At any rate, he followed up a few minutes later by excitedly informing Brad that, the day before (September 14, 1965), "My Mother The Car" had premiered. And he was right about that.
A year after that first encounter, Rick and Brad were reunited in California, along with three more participants in the HSAM research -- Bob Petrella, Louise Owen and Marilu Henner -- to be profiled for "60 Minutes." In this more controlled environment, with a professional camera crew looming about, things weren't quite as free-wheeling and exhausting as they had been in Rick's living room in Cleveland, but when Lesley Stahl would throw out a date to the five "memory superstars,"all would pounce, each wanting to prove their memory was just as ludicrously efficient as the others'. Not only did all five have distinctively different personalities, none of the five even experienced this type of memory in precisely the same way. Although certain areas of their brains do appear to be substantially larger than in an ordinary brain, the research has not yet conclusively indicated how or why their memories work the way they do. (As a result of the "60 Minutes" exposure, the pool of case studies has now reportedly expanded to twenty. If you think you may have this type of memory, or know someone who might, you can contact the UC-Irvine researchers at email@example.com.)
Rick had used his remarkable memory to win prizes in trivia contests but otherwise had difficulty putting his abilities to practical use. He didn't view his memory as a curse or a hindrance and was looking forward to the opportunities that his newfound celebrity might bring him.
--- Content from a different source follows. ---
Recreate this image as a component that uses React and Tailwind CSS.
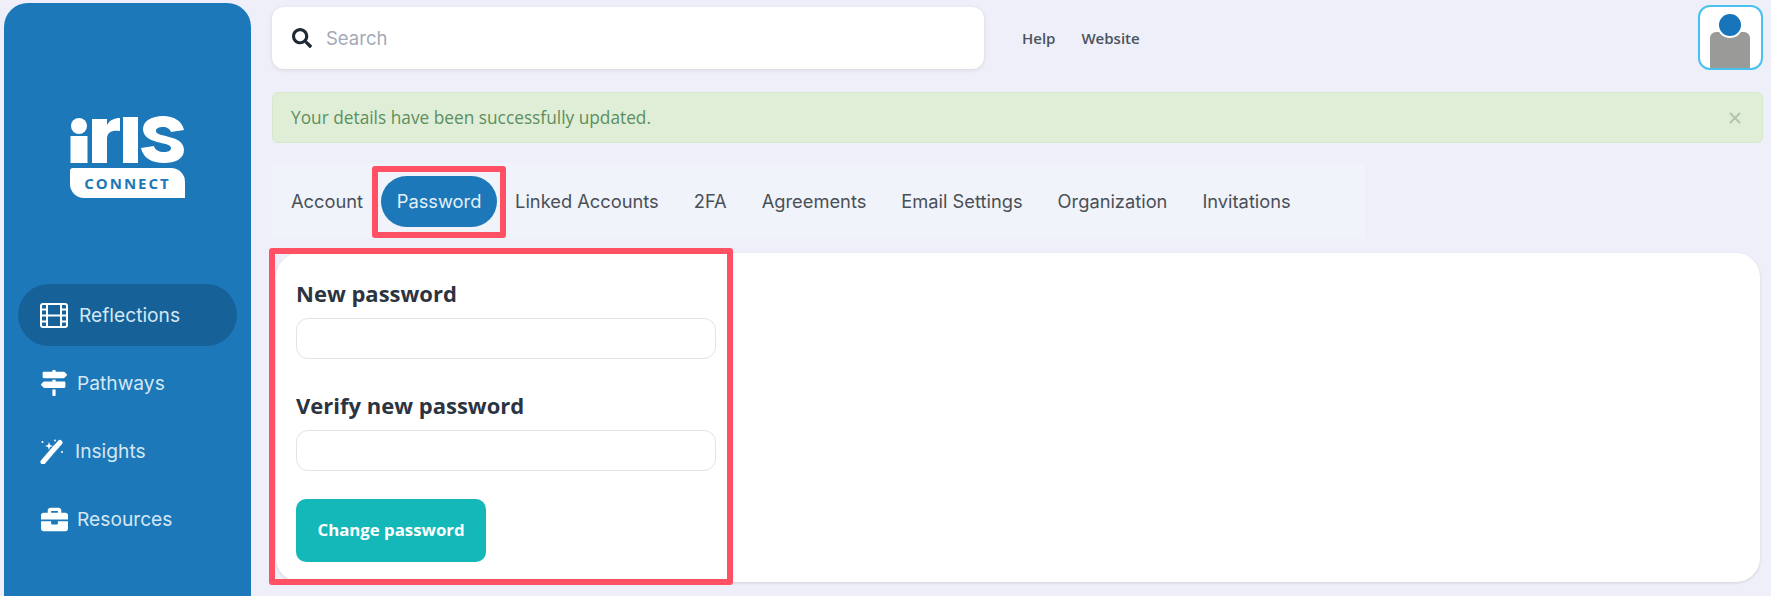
import React from "react";
import { X } from "lucide-react";
import { FaSearch, FaMapSigns, FaBriefcase } from "react-icons/fa";

const inter = "font-['Inter',sans-serif]";
const open = "font-['Open_Sans',sans-serif]";

function Logo() {
  return (
    <div className="flex flex-col w-[115px]">
      <svg width="115" height="47" viewBox="0 0 115 47" className="block">
        <circle cx="9" cy="10" r="8" fill="white" />
        <rect x="0.5" y="20" width="17" height="27" fill="white" />
        <path d="M22 3h15v6c3-5 7-7 13-7v13c-8-1-13 1-13 8v24H22z" fill="white" />
        <rect x="53" y="1" width="15" height="46" fill="white" />
        <path d="M93 0c11 0 19 5 21 14l-13 2c-1-3-4-5-8-5-4 0-7 1-7 4 0 7 28 3 28 19 0 9-9 13-20 13-12 0-21-5-23-15l13-2c1 4 5 6 10 6 4 0 7-1 7-4 0-7-28-3-28-19C73 5 82 0 93 0z" fill="white" />
      </svg>
      <div className={`mt-[5px] h-[30px] bg-white rounded-tl-[3px] rounded-tr-[14px] rounded-bl-[14px] flex items-center justify-center text-[#1c78b9] text-[15px] font-bold tracking-[2px] ${open}`}>CONNECT</div>
    </div>
  );
}

function FilmIcon() {
  return (
    <svg width="28" height="25" viewBox="0 0 28 25" fill="none" stroke="white" strokeWidth="2">
      <rect x="1" y="1" width="26" height="23" rx="2" />
      <path d="M7 1v23M21 1v23M7 12.5h14M1 6.5h6M1 12.5h6M1 18.5h6M21 6.5h6M21 12.5h6M21 18.5h6" />
    </svg>
  );
}

function WandIcon() {
  return (
    <svg width="24" height="25" viewBox="0 0 24 25" fill="white">
      <path d="M3 23 L15 9" stroke="white" strokeWidth="5" strokeLinecap="round" />
      <path d="M16 8 L20 3.5" stroke="white" strokeWidth="5" strokeLinecap="round" />
      <path d="M9 3l1 3 3 1-3 1-1 3-1-3-3-1 3-1z" />
      <circle cx="2.5" cy="3" r="1" />
      <circle cx="15" cy="1.5" r="0.9" />
      <circle cx="22" cy="13" r="1" />
    </svg>
  );
}

function NavItem({ icon, label, active, gap, iconWidth }) {
  return (
    <div className={`flex items-center h-[62px] rounded-full pl-[22px] ${active ? "bg-[#166298]" : ""} ${inter} text-[19.2px] text-[#d5e7f3]`}>
      <span className="flex justify-center text-white" style={{ width: iconWidth, marginRight: gap }}>{icon}</span>
      <span>{label}</span>
    </div>
  );
}

function Field({ label, className }) {
  return (
    <div className={className}>
      <div className={`text-[22px] leading-[26px] font-bold text-[#2b3440] ${open}`}>{label}</div>
      <div className="mt-[12px] h-[41px] rounded-[12px] border border-[#e2e3e6] bg-white"></div>
    </div>
  );
}

const tabs = ["Linked Accounts", "2FA", "Agreements", "Email Settings", "Organization", "Invitations"];

export default function App() {
  return (
    <div className="flex h-[596px] w-[1771px] overflow-hidden bg-[#eeeff8]">
      <aside className="ml-[4px] mt-[3px] w-[247px] h-[593px] bg-[#1c78b9] rounded-t-[24px] shrink-0 flex flex-col px-[14px]">
        <div className="mt-[113px] self-center"><Logo /></div>
        <nav className="mt-[86px] flex flex-col gap-[6px]">
          <NavItem active label="Reflections" iconWidth={28} gap={11} icon={<FilmIcon />} />
          <NavItem label="Pathways" iconWidth={28} gap={9} icon={<FaMapSigns size={26} />} />
          <NavItem label="Insights" iconWidth={24} gap={11} icon={<WandIcon />} />
          <NavItem label="Resources" iconWidth={28} gap={9} icon={<FaBriefcase size={27} />} />
        </nav>
      </aside>

      <main className="ml-[21px] w-[1491px] shrink-0 flex flex-col">
        <div className="mt-[7px] flex items-start">
          <div className="h-[62px] w-[712px] bg-white rounded-[12px] shadow-[0_1px_4px_rgba(0,0,0,0.1)] flex items-center pl-[20px]">
            <FaSearch size={20} className="text-[#1f2a37]" />
            <span className={`ml-[14px] pt-[2px] text-[18.5px] text-[#a3a9b5] ${inter}`}>Search</span>
          </div>
          <div className={`ml-[38px] h-[62px] flex items-center gap-[26px] text-[15px] font-semibold text-[#4a5360] ${open}`}>
            <span>Help</span>
            <span>Website</span>
          </div>
          <div className="ml-auto -mt-[2px] w-[65px] h-[65px] bg-white rounded-[12px] border-2 border-[#4ac0ee] overflow-hidden flex flex-col items-center">
            <svg width="61" height="61" viewBox="0 0 61 61">
              <rect x="10" y="25" width="40" height="40" rx="6" fill="#9a9a98" />
              <circle cx="30" cy="18" r="12" fill="#1874bb" stroke="white" strokeWidth="2" />
            </svg>
          </div>
        </div>

        <div className={`mt-[22px] h-[51px] bg-[#e0eed8] border border-[#d6e9cb] rounded-[6px] flex items-center justify-between pl-[18px] pr-[18px] text-[17.3px] text-[#5c8f5e] ${open}`}>
          <span>Your details have been successfully updated.</span>
          <X size={18} strokeWidth={2.5} className="text-[#b3c4ad]" />
        </div>

        <div className={`mt-[20px] h-[76px] w-[1093px] bg-[#f0f3f9] flex items-center pl-[19px] pt-[1px] text-[18.3px] text-[#4a4f57] ${inter}`}>
          <span>Account</span>
          <div className="ml-[9px] w-[134px] h-[72px] border-[6px] border-[#ff5064] rounded-[3px] flex items-center justify-center">
            <div className="w-[116px] h-[51px] rounded-full bg-[#1c78b9] text-[#e3f0f8] flex items-center justify-center">Password</div>
          </div>
          <div className="ml-[9px] flex items-center gap-[35px]">
            {tabs.map((t) => <span key={t}>{t}</span>)}
          </div>
        </div>

        <div className="relative mt-[14px] h-[329px] w-[1484px] ml-[4px] bg-white rounded-[24px] shadow-[0_1px_3px_rgba(0,0,0,0.12)] pl-[20px] pr-[1044px] pt-[27px]">
          <Field label="New password" />
          <Field label="Verify new password" className="mt-[33px]" />
          <button className={`mt-[28px] w-[190px] h-[63px] pb-[2px] rounded-[10px] bg-[#15b8b8] text-white text-[16.8px] font-bold ${open}`}>Change password</button>
          <div className="absolute left-[-7px] top-[-5px] w-[464px] h-[337px] border-[6px] border-[#ff5064] rounded-[3px]"></div>
        </div>
      </main>
    </div>
  );
}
He appeared on the "Today" show on the same day Brad was being interviewed by Regis and Kelly, and he was profiled for a show on the Discovery Health channel, "Plastic Fantastic Brain." He talked of performing his memory act on cruise ships and took meetings with Hollywood agents about building a quiz show around him. In his living room in 2008, he had told us, "I live for the future, and hopefully a more exciting life."
Around the time that the "60 Minutes" piece aired in December 2010, Rick learned that he had cancer. In my final phone conversation with Rick in May, he had just finished aggressive chemotherapy but said the cancer was in remission and he was continuing to talk about what he might do when he recovered. Unfortunately, he lost his battle last Friday -- two months to the day after our last conversation (as Rick would have been the first to point out, if he'd had the chance).
Near the end of the night in Cleveland back in 2008, I asked Rick if he had thought of donating his brain to science. At the time, he didn't want to discuss the matter: "Let's use it while I'm still living as opposed to worrying about it when I'm dead." I don't know if he ever gave the issue any further thought, but I'm sure the researchers in Irvine have already learned a great deal from studying Rick Baron and his remarkable mind.
So long, Rick. Thanks for the memories.